Personal information
- Full name: Zhaun Queshell Sweeney
- Born: 23 December 1979 (age 46) Montserrat
- Batting: Left-handed
- Bowling: Right-arm medium

Domestic team information
- 2007/08: Montserrat

Career statistics
| Competition | Twenty20 |
| Matches | 2 |
| Runs scored | 16 |
| Batting average | 16.00 |
| 100s/50s | –/– |
| Top score | 16 |
| Catches/stumpings | –/– |
- Source: Cricinfo, 13 October 2012

= Zhaun Sweeney =

Montserratian cricketer (born 1979)

Zhaun Queshell Sweeney (born 23 December 1979) is a West Indian cricketer. Sweeney is a left-handed batsman who bowls right-arm medium pace. He was born on Montserrat.

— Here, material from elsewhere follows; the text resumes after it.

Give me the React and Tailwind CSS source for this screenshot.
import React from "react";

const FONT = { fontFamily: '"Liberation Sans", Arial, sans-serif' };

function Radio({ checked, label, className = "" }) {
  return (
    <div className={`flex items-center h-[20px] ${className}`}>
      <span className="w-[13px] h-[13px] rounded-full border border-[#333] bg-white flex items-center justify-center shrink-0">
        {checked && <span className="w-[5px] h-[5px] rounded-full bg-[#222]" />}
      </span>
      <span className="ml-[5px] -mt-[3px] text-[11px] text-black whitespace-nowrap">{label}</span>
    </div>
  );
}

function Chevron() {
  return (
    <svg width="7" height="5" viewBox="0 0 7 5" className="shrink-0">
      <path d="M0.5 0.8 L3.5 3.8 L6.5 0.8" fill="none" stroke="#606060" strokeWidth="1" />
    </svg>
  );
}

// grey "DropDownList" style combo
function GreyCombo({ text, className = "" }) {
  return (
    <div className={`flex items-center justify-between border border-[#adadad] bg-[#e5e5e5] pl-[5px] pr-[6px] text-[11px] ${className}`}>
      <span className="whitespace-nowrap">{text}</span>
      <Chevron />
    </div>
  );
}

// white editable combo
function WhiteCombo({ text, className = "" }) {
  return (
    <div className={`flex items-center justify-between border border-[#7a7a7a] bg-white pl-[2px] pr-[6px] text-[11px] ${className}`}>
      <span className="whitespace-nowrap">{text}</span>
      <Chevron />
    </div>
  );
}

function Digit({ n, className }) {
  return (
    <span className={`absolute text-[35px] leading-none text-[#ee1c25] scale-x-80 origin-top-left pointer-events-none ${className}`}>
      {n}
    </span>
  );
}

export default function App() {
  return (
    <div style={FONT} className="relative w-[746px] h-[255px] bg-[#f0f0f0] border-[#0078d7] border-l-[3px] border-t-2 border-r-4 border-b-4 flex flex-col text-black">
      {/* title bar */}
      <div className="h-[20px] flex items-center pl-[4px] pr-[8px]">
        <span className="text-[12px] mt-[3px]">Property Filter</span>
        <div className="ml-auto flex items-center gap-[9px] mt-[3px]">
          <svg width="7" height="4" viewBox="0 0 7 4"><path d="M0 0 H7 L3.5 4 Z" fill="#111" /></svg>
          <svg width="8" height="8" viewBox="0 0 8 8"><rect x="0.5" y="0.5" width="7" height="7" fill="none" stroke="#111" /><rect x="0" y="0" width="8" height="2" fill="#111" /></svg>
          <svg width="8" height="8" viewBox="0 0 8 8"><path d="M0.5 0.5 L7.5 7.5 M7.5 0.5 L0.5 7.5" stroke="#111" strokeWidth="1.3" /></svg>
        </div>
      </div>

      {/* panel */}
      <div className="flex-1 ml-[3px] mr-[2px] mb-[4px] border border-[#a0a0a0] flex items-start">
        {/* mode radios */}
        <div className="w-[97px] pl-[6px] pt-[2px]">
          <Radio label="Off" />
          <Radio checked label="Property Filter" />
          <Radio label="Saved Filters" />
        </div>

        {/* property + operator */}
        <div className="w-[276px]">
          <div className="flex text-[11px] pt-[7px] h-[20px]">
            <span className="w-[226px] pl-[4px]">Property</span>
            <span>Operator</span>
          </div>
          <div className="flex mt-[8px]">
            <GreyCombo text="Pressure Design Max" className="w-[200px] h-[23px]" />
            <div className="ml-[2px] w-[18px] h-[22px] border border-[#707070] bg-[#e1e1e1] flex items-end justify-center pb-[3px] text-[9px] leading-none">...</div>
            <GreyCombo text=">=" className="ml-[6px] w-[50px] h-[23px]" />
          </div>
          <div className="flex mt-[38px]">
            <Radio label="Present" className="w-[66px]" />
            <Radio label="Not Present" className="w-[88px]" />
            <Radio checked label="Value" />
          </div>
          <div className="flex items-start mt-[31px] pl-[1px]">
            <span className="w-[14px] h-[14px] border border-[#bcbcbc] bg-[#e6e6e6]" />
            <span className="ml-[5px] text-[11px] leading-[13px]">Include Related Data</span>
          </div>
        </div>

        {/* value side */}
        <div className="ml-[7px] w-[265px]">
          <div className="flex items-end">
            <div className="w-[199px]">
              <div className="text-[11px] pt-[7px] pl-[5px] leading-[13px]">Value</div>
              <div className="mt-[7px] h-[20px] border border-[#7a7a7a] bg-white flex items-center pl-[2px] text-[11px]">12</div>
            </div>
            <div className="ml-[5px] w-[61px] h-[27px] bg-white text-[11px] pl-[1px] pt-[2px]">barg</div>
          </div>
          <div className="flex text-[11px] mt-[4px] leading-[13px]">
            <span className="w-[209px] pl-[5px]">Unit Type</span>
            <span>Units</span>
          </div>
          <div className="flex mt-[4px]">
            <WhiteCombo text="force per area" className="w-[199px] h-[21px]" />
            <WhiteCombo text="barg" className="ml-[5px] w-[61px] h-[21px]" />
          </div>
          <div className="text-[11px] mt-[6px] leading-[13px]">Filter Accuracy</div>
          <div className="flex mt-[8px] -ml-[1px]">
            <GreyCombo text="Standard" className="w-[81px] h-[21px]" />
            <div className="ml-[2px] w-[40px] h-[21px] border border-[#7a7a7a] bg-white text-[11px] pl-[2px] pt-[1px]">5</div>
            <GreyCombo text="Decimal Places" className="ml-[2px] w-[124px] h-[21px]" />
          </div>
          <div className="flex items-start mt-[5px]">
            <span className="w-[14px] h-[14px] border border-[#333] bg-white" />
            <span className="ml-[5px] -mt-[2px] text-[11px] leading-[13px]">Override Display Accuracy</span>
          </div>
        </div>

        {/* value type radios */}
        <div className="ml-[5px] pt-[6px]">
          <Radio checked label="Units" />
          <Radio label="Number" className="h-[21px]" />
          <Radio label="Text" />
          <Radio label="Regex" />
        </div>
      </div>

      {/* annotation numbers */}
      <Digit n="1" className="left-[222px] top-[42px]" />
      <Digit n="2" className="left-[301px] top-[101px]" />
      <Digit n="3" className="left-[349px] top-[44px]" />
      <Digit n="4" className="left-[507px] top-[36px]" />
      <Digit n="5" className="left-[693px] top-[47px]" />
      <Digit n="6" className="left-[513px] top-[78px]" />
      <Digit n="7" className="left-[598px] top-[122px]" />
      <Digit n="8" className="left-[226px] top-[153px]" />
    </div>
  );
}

Sweeney played at Under-19 level for the Leeward Islands in 1996 and 1997, making a total of ten appearances. In January 2008, Montserrat were invited to take part in the 2008 Stanford 20/20, whose matches held official Twenty20 status. Sweeney made his Twenty20 debut for Montserrat in their preliminary round match against the Turks and Caicos Islands, but he wasn't required to bat in Montserrat's nine wicket victory. He made a second appearance in the following first round match against Nevis, being run out for 16 runs in Montserrat's unsuccessful chase of 186 by Tonito Willett.